Overview
The Berkel River originates in Germany and winds its way into the Netherlands, passing through the Achterhoek region until it reaches Zutphen, where it merges with the IJssel. Historically, the river’s seasonal floods reshaped its meanders, leading humans to intervene as early as the 13th century with canalization to control flooding and improve navigation. One of the first major landscape changes occurred in 1886 with the privatization and division of ‘markegronden’ (common lands), accompanied by drainage efforts to enable intensive farming. By the 20th century, additional drainage through state-led land consolidation, canalization, weirs, and sluices further altered the river’s landscape and water flow.
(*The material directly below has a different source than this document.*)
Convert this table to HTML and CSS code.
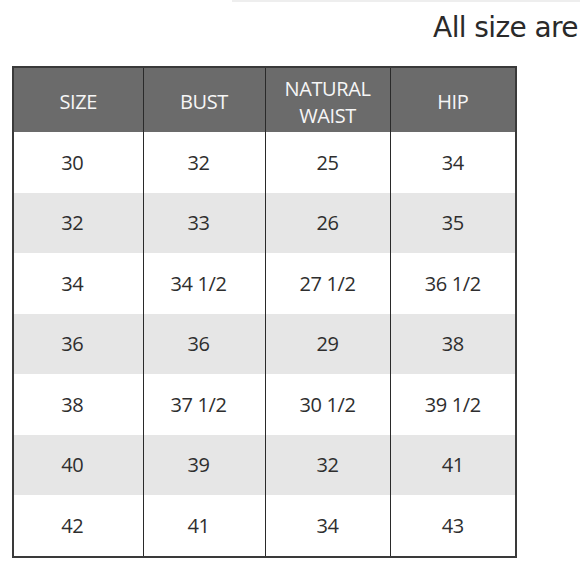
FILE: index.html
```html
<!DOCTYPE html>
<html>
<head>
<meta charset="utf-8">
<link rel="stylesheet" href="styles.css">
</head>
<body>
<div class="topline"></div>
<div class="note">All size are</div>
<table class="chart">
  <colgroup>
    <col class="c1"><col class="c2"><col class="c3"><col class="c4">
  </colgroup>
  <thead>
    <tr><th>SIZE</th><th>BUST</th><th>NATURAL<br>WAIST</th><th>HIP</th></tr>
  </thead>
  <tbody>
    <tr><td>30</td><td>32</td><td>25</td><td>34</td></tr>
    <tr class="alt"><td>32</td><td>33</td><td>26</td><td>35</td></tr>
    <tr><td>34</td><td>34 1/2</td><td>27 1/2</td><td>36 1/2</td></tr>
    <tr class="alt"><td>36</td><td>36</td><td>29</td><td>38</td></tr>
    <tr><td>38</td><td>37 1/2</td><td>30 1/2</td><td>39 1/2</td></tr>
    <tr class="alt"><td>40</td><td>39</td><td>32</td><td>41</td></tr>
    <tr><td>42</td><td>41</td><td>34</td><td>43</td></tr>
  </tbody>
</table>
</body>
</html>
```
FILE: styles.css
```css
html, body {
  margin: 0;
  padding: 0;
  background: #ffffff;
}
body {
  width: 580px;
  height: 580px;
  overflow: hidden;
}
.topline {
  height: 2px;
  margin-left: 232px;
  background: #eeeeee;
}
.note {
  margin-top: 10px;
  height: 54px;
  text-align: right;
  padding-right: 2px;
  font-family: "DejaVu Sans", sans-serif;
  font-size: 28px;
  line-height: 32px;
  letter-spacing: -0.6px;
  color: #2a2a2a;
}
.chart {
  margin-left: 12px;
  width: 503px;
  border-collapse: collapse;
  table-layout: fixed;
  border: 2px solid #3a3a3a;
  font-family: "Open Sans", sans-serif;
  letter-spacing: -0.4px;
}
.c1 { width: 130px; }
.c2 { width: 122px; }
.c3 { width: 125px; }
.c4 { width: 126px; }
.chart th {
  height: 61px;
  padding: 3px 0 0;
  background: #6b6b6b;
  color: #f6f6f6;
  font-weight: 400;
  font-size: 20px;
  line-height: 27px;
  text-align: center;
  border-left: 1px solid #2a2a2a;
  border-right: 1px solid #2a2a2a;
}
.chart td {
  height: 60.5px;
  padding: 0;
  text-align: center;
  font-size: 20px;
  color: #2e2e2e;
  border-left: 1px solid #2a2a2a;
  border-right: 1px solid #2a2a2a;
}
.chart td:nth-child(1) {
  padding-right: 12px;
}
.chart td:nth-child(2) {
  padding-right: 11px;
}
.chart tr.alt td {
  background: #e6e6e6;
}
```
Today, water management of the Berkel River in the Netherlands reflects new ecological, cultural, and social priorities, with multiple stakeholders engaging in restoration projects to restore the river’s natural meanders and cultural heritage. Actors such as the Ministry of Infrastructure and Water Management, Ministry of Agriculture, Nature and Food Quality, Rijn en Ijssel Waterboard, municipalities, landowners, and citizen groups (e.g., ‘Drinkbare Berkel,’ ‘Gelders Landschap en Kasteelen,’ and ‘3rd Berkel Company’) are key players in these ongoing transformations. These efforts have prompted ongoing negotiations regarding the landscape management of the Berkel, which has created tensions between the different actors, as each group pursues its own vision for the Berkel River’s future. My research on the Berkel explores how diverse interpretations of riverine territory, both past and present, have reshaped the landscape through contested design and re-design efforts influenced by power dynamics.
Research summary
PhD researcher: Catalina Rey Hernández
The management of riverine landscapes has been usually based on top-down processes of landscape design, territorial planning and related social-material transformations. These processes directly affect riverine communities and livelihoods, triggering local confrontations with -and adaptations to- the imposed designs and related forms of socio-material ordering. In this context, this research aims to better understand: a) how design representation result from power relations, struggles and negotiations, b) how these visualizations elicit grassroots reactions and struggles that challenge and aim to transform these representations, and c) how once translated to new materialities they act upon and transform existing socio-material relations in diverse ways. In this paper we focus on the contestations around large-scale mining and hydropower projects in the Yanuncay river and the Kimsakocha wetlands (Ecuador), in addition to the struggles around projects of re-designing the Berkel river (Netherlands). The research builds on insights from the hydrosocial territories conceptualization, sense of place scholarship, concepts of oral and visual narratives, and notions of counter-cartographies theory to better understand the role of ‘designs’ and ‘(re)presentations’ in the contestation and transformation of riverine spaces in which a multiplicity of actors try to create a specific social, technological and environmental order (a hydrosocial territory).